The much expected monsoon is likely to hit Kerala as usual on June 1. But the quantity of rainfall may be ‘below normal’, according to sources at India Meteorological Organisation (IMD).
While the formal announcement over the onset of monsoon is expected on May 15, the IMD authorities say it is expected on time based on the progress of wind towards the Indian subcontinent.
However, the government has planned contingency measures in case there is deficit rainfall this year. “Our contingency steps are ready for 580 districts. We had faced a similar situation last year. We have, accordingly, asked states to be ready with their support structure on the ground,” said an official.
It may be noted that IMD had on April 22 warned that India would receive ‘below normal’ monsoon rainfall during June-September this year. This would affect summer crops and further worsen the situation marred by the recent unseasonal rains and hailstorms.
“The monsoon seasonal rainfall is likely to be 93% of the long period average (below normal scenario) with a model error of plus or minus 5%,” the IMD said in its first forecast.
The long period average (LPA) of seasonal rainfall over the country for the period 1951-2000 is 89 cm which is taken as standard base to categorize the monsoon. Rainfall range of 90-96% of the LPA is considered ‘below normal’ whereas 96-104% range is taken as ‘normal’ monsoon.

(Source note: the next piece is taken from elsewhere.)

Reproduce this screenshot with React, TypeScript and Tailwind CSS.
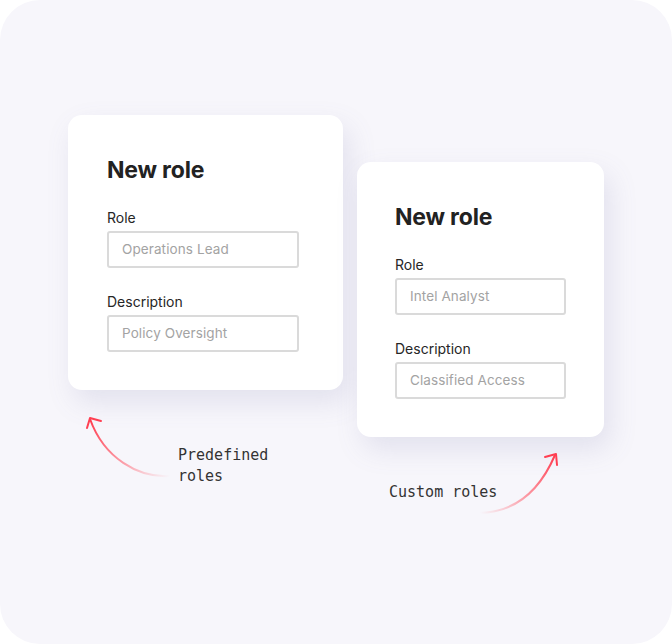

Last year too, IMD had predicted ‘below normal’ monsoon rainfall which eventually turned out be worse, recording ‘deficient’ (below 90% of the LPA) rainfall during June-September 2014. There was a 12% deficit of monsoon rainfall last year but timely action from the agriculture ministry and states minimized the impact.
IMD will come out with its updates comprising region-wise predictions in its second stage forecast in June. Initial predictions indicated that there may be less rain in northwest and central parts of the country as compared to south India. IMD officials indicated that 70% of El Nino scenario will continue during the monsoon and the expected lower rainfall could be because of this.
Despite the drought situation in many parts of the country and 12% deficit rainfall during the last monsoon, India achieved foodgrain production of 257.07 million tons which is only about 3% lower than the record foodgrain production achieved in 2013-14.